He was almost always smiling. In eastern Congo, where war and poverty have long eroded hope, that smile and the restless energy behind it mattered as much as any conservation plan. Dr. Augustin Kanyunyi Basabose, who died suddenly on August 18th, 2025, gave communities and colleagues alike the sense that protecting gorillas was not just a duty but a possibility. In the Mikeno Sector of Virunga National Park, where mountain gorillas have endured despite decades of conflict, many credited his outlook with helping people believe that endurance was worth sustaining.
Born on Idjwi Island in Lake Kivu, he grew up with his grandmother’s tales about animals, which fixed in him the idea that his life’s work lay with nature. A PhD in zoology at Kyoto University confirmed it. His thesis on chimpanzee ecology marked him as one of the first Congolese primatologists. That rarity brought responsibility.
“I felt myself responsibility to go back home and inspire those young ones so that they can continue the research and the conservation and help the whole world to understand what is happening in DRC,” he said.
He did so with resolve. As a leader of the International Gorilla Conservation Program he sharpened ranger-based monitoring across the Virunga Massif and Bwindi. Later, he founded Primate Expertise (PEx), a Congolese NGO that placed equal weight on science and people. Gorillas could not be saved without communities, he argued, so PEx dismantled snares, tracked apes with cameras, and planted food and medicinal trees germinated from seeds in gorilla dung. His “Ape Trees” initiative spread more than 60,000 seedlings, yielding forest cover, household income, and new pride.

Grauer’s gorilla, a critically endangered subspecies, was at the core of his work. He authored more than 50 peer-reviewed papers and co-led the 2018 reassessment of the mountain gorilla’s conservation status. Yet his concern was always wider.
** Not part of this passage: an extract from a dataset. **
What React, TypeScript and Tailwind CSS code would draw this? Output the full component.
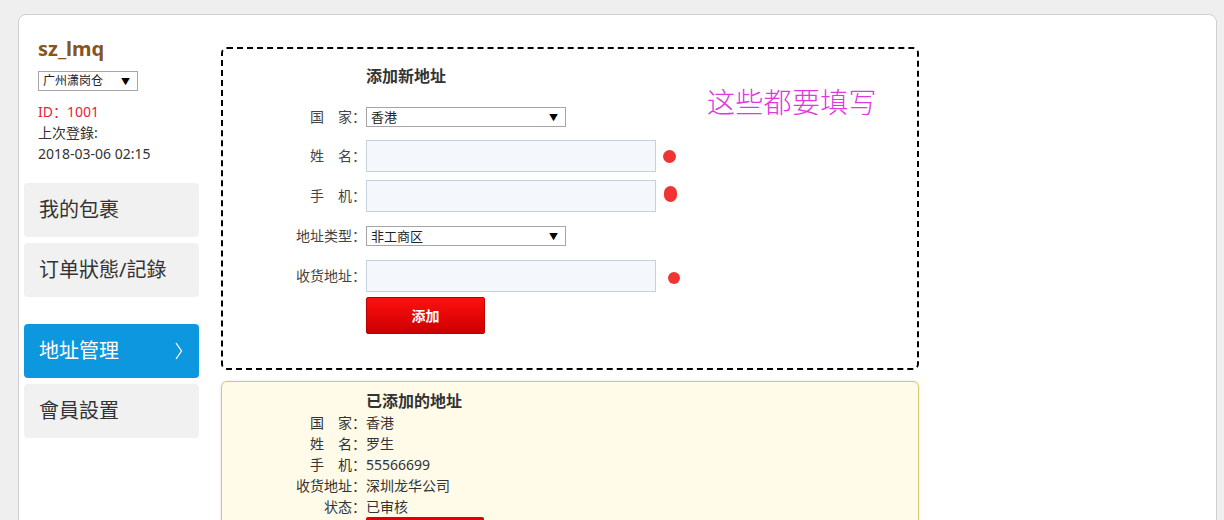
import React from "react";

const FakeSelect = ({ value, className }: { value: string; className: string }) => (
  <div className={"flex items-center justify-between bg-white border border-[#a6a6a6] " + className}>
    <span className="leading-none">{value}</span>
    <span className="text-[9px] leading-none text-black">▼</span>
  </div>
);

const Dot = ({ className }: { className: string }) => (
  <span className={"inline-block rounded-full bg-[#f03434] " + className} />
);

const menu = [
  { label: "我的包裹", gap: "mt-[19px]" },
  { label: "订单狀態/記錄", gap: "mt-[6px]" },
  { label: "地址管理", gap: "mt-[27px]", active: true },
  { label: "會員設置", gap: "mt-[6px]" },
];

const saved = [
  ["国　家：", "香港"],
  ["姓　名：", "罗生"],
  ["手　机：", "55566699"],
  ["收货地址：", "深圳龙华公司"],
  ["状态：", "已审核"],
];

export default function App() {
  return (
    <div className="min-h-screen bg-[#efefef] pt-[14px] pl-[18px] pr-[7px] font-['Noto_Sans','Noto_Sans_CJK_SC',sans-serif] text-[#333]">
      <div className="flex min-h-[600px] rounded-[8px] border border-[#cfcfcf] bg-white pl-[5px]">
        {/* sidebar */}
        <aside className="w-[175px] shrink-0">
          <div className="pl-[14px]">
            <div className="mt-[21px] text-[20px] font-bold leading-[26px] text-[#87531f]">sz_lmq</div>
            <FakeSelect value="广州潇岗仓" className="mt-[9px] h-[20px] w-[100px] pl-[4px] pr-[7px] text-[12px] text-[#222]" />
            <div className="mt-[10px] text-[14px] leading-[21px]">
              <div className="text-[#e4223a]">ID：1001</div>
              <div>上次登錄:</div>
              <div>2018-03-06 02:15</div>
            </div>
          </div>
          {menu.map((m) => (
            <div
              key={m.label}
              className={
                m.gap +
                " flex h-[54px] items-center justify-between rounded-[4px] pl-[15px] pr-[16px] text-[20px] " +
                (m.active ? "bg-[#0d97df] text-white" : "bg-[#f1f1f1] text-[#333]")
              }
            >
              <span>{m.label}</span>
              {m.active && (
                <svg width="8" height="18" viewBox="0 0 8 18" fill="none">
                  <path d="M1 1 L6.5 9 L1 17" stroke="white" strokeWidth="1.3" />
                </svg>
              )}
            </div>
          ))}
        </aside>

        {/* main */}
        <main className="ml-[22px] mt-[32px] w-[698px] shrink-0">
          <div className="relative rounded-[6px] border-2 border-dashed border-black pt-[17px] pb-[34px]">
            <div className="pl-[143px] text-[16px] font-bold leading-[20px] text-[#333]">添加新地址</div>

            <div className="mt-[21px] flex items-center text-[14px] leading-[20px] text-[#444]">
              <span className="w-[143px] text-right">国　家：</span>
              <FakeSelect value="香港" className="h-[20px] w-[200px] pl-[4px] pr-[7px] text-[13px] text-[#222]" />
            </div>
            <div className="mt-[13px] flex items-center text-[14px] leading-[20px] text-[#444]">
              <span className="w-[143px] text-right">姓　名：</span>
              <input className="h-[32px] w-[290px] border border-[#c4d0da] bg-[#f4f8fc]" />
              <Dot className="ml-[7px] h-[13px] w-[13px]" />
            </div>
            <div className="mt-[8px] flex items-center text-[14px] leading-[20px] text-[#444]">
              <span className="w-[143px] text-right">手　机：</span>
              <input className="h-[32px] w-[290px] border border-[#c4d0da] bg-[#f4f8fc]" />
              <Dot className="ml-[8px] -mt-[4px] h-[16px] w-[13px]" />
            </div>
            <div className="mt-[14px] flex items-center text-[14px] leading-[20px] text-[#444]">
              <span className="w-[143px] text-right">地址类型：</span>
              <FakeSelect value="非工商区" className="h-[20px] w-[200px] pl-[4px] pr-[7px] text-[13px] text-[#222]" />
            </div>
            <div className="mt-[14px] flex items-center text-[14px] leading-[20px] text-[#444]">
              <span className="w-[143px] text-right">收货地址：</span>
              <input className="h-[32px] w-[290px] border border-[#c4d0da] bg-[#f4f8fc]" />
              <Dot className="ml-[12px] mt-[4px] h-[12px] w-[12px]" />
            </div>
            <div className="mt-[5px] pl-[143px]">
              <button className="h-[37px] w-[119px] rounded-[2px] border border-[#b80000] bg-gradient-to-b from-[#ff1010] to-[#cc0000] text-[14px] font-bold leading-[20px] text-white">
                添加
              </button>
            </div>

            <div className="absolute left-[484px] top-[37px] text-[28px] font-light leading-[32px] tracking-[0.3px] text-[#e136e0]">
              这些都要填写
            </div>
          </div>

          <div className="mt-[11px] rounded-[6px] border border-[#d4cc6a] bg-[#fffbe8] pt-[8px] pb-6 shadow-[0_0_3px_rgba(0,0,0,0.12)]">
            <div className="pl-[144px] text-[16px] font-bold leading-[22px] text-[#333]">已添加的地址</div>
            {saved.map(([k, v]) => (
              <div key={k} className="flex text-[14px] leading-[21px] text-[#333]">
                <span className="w-[144px] text-right">{k}</span>
                <span>{v}</span>
              </div>
            ))}
            <div className="pl-[144px]">
              <div className="h-[37px] w-[118px] rounded-[2px] bg-gradient-to-b from-[#e00000] to-[#c00000]" />
            </div>
          </div>
        </main>
      </div>
    </div>
  );
}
He trained hundreds of students at Congolese and Rwandan universities, served on the IUCN Primate Specialist Group, and urged international collaborators to elevate local leadership. The work, he said, “is important and I’m very happy because what I took as a decision is working.”
Nowhere is his influence more visible than in eastern Congo’s upland forests, where gorilla births are outpacing deaths for the first time in years. In a region where the outlook for peace has lately brightened, the sight of gorillas holding strong owes something to one man’s insistence on smiling in the face of doubt—and on teaching others to do the same.